The impact of Hurricane Katrina taught us many things, including:
The Corps is not infallible and the country needs independent review of costly,controversial, or critical projects. Independent engineering panels have found that the major levee failures in New Orleans occurred because of faulty design, construction, or maintenance – not overtopping. Several independent analyses by the U.S. Army Inspector General, the National Academy of Sciences, and the Government Accountability Office have found serious flaws in Corps analysis and methodology. The Senate bill would establish a truly independent system to conduct peer review of costly, controversial, or critical Corps projects. The timing of the review is flexible, but the duration is strictly limited so as not delay the process. Reviewers will be able to consider all the data, facts, and models used – as well as the ultimate conclusion. Conversely, the review system envisioned by the House bill will be controlled by the Corps, and enables the Corps to ignore project complaints from the Governor of a directly-affected state as well as other involved agencies. Instead of wasting limited project funding on boondoggles, or worse, projects that are not designed soundly, the Corps should be meeting the nation’s water resource needs in a cost-effective manner, and truly independent peer review created in Sec. 2007 of the Senate-passed bill will help accomplish that.

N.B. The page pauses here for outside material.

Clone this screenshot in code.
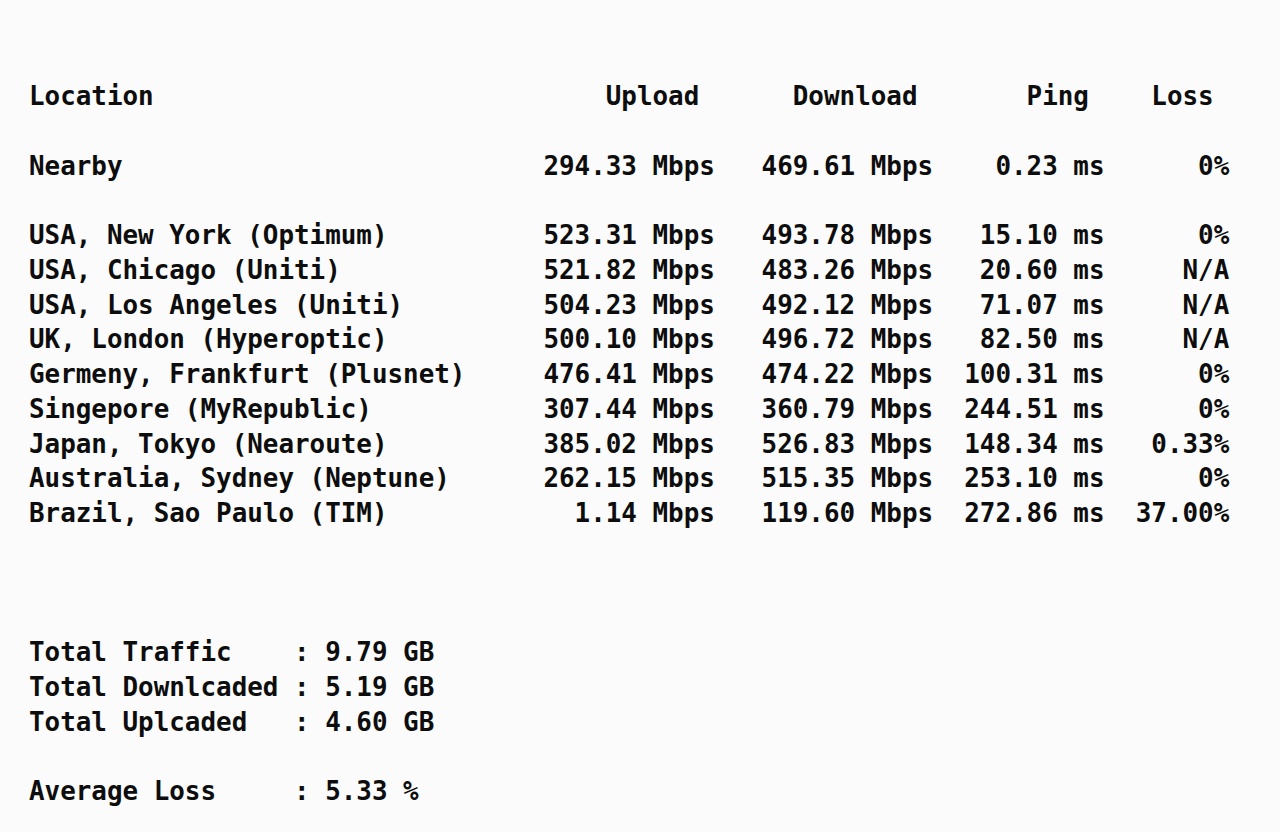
const servers = [
  { loc: "USA, New York (Optimum)", up: "523.31", down: "493.78", ping: "15.10", loss: "0%" },
  { loc: "USA, Chicago (Uniti)", up: "521.82", down: "483.26", ping: "20.60", loss: "N/A" },
  { loc: "USA, Los Angeles (Uniti)", up: "504.23", down: "492.12", ping: "71.07", loss: "N/A" },
  { loc: "UK, London (Hyperoptic)", up: "500.10", down: "496.72", ping: "82.50", loss: "N/A" },
  { loc: "Germeny, Frankfurt (Plusnet)", up: "476.41", down: "474.22", ping: "100.31", loss: "0%" },
  { loc: "Singepore (MyRepublic)", up: "307.44", down: "360.79", ping: "244.51", loss: "0%" },
  { loc: "Japan, Tokyo (Nearoute)", up: "385.02", down: "526.83", ping: "148.34", loss: "0.33%" },
  { loc: "Australia, Sydney (Neptune)", up: "262.15", down: "515.35", ping: "253.10", loss: "0%" },
  { loc: "Brazil, Sao Paulo (TIM)", up: "1.14", down: "119.60", ping: "272.86", loss: "37.00%" },
];

type Row = { loc: string; up: string; down: string; ping: string; loss: string };

function line(r: Row) {
  return (
    r.loc.padEnd(33) +
    `${r.up} Mbps`.padStart(11) +
    `${r.down} Mbps`.padStart(14) +
    `${r.ping} ms`.padStart(11) +
    r.loss.padStart(8)
  );
}

const header =
  "Location".padEnd(37) + "Upload".padEnd(12) + "Download".padEnd(15) + "Ping".padEnd(8) + "Loss";

export default function App() {
  const nearby = line({ loc: "Nearby", up: "294.33", down: "469.61", ping: "0.23", loss: "0%" });

  return (
    <div className="min-h-screen w-full bg-[#fbfbfb] text-[#0d0d0d]">
      <div
        className="whitespace-pre pl-[29px] pt-[79px] text-[25.9px] leading-[34.75px] font-bold"
        style={{ fontFamily: '"DejaVu Sans Mono", "Liberation Mono", monospace' }}
      >
        <div>{header}</div>
        <div>&nbsp;</div>
        <div>{nearby}</div>
        <div>&nbsp;</div>
        {servers.map((s) => (
          <div key={s.loc}>{line(s)}</div>
        ))}
        <div>&nbsp;</div>
        <div>&nbsp;</div>
        <div>&nbsp;</div>
        <div>{"Total Traffic    : 9.79 GB"}</div>
        <div>{"Total Downlcaded : 5.19 GB"}</div>
        <div>{"Total Uplcaded   : 4.60 GB"}</div>
        <div>&nbsp;</div>
        <div>{"Average Loss     : 5.33 %"}</div>
      </div>
    </div>
  );
}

We need to update the nation’s water resources playbook. Our nation continues to operate under rules promulgated in 1983 that ignore dramatic changes in transportation modes and operation, encourage development in flood prone areas, and ignore advances in scientific and economic thinking. Reports from independent agencies such as the Government Accountability Office, U.S. Army Inspector General, and National Academy of Sciences, have identified a tendency for the Corps to exaggerate project benefits, underestimate environmental costs, and favor large-scale structural projects to generate more work. Each of these agencies has called upon the Corps to reform its planning process. Sec. 2006 of the Senate-passed WRDA would establish a system to update the anachronistic rules that set the stage for the disaster in New Orleans.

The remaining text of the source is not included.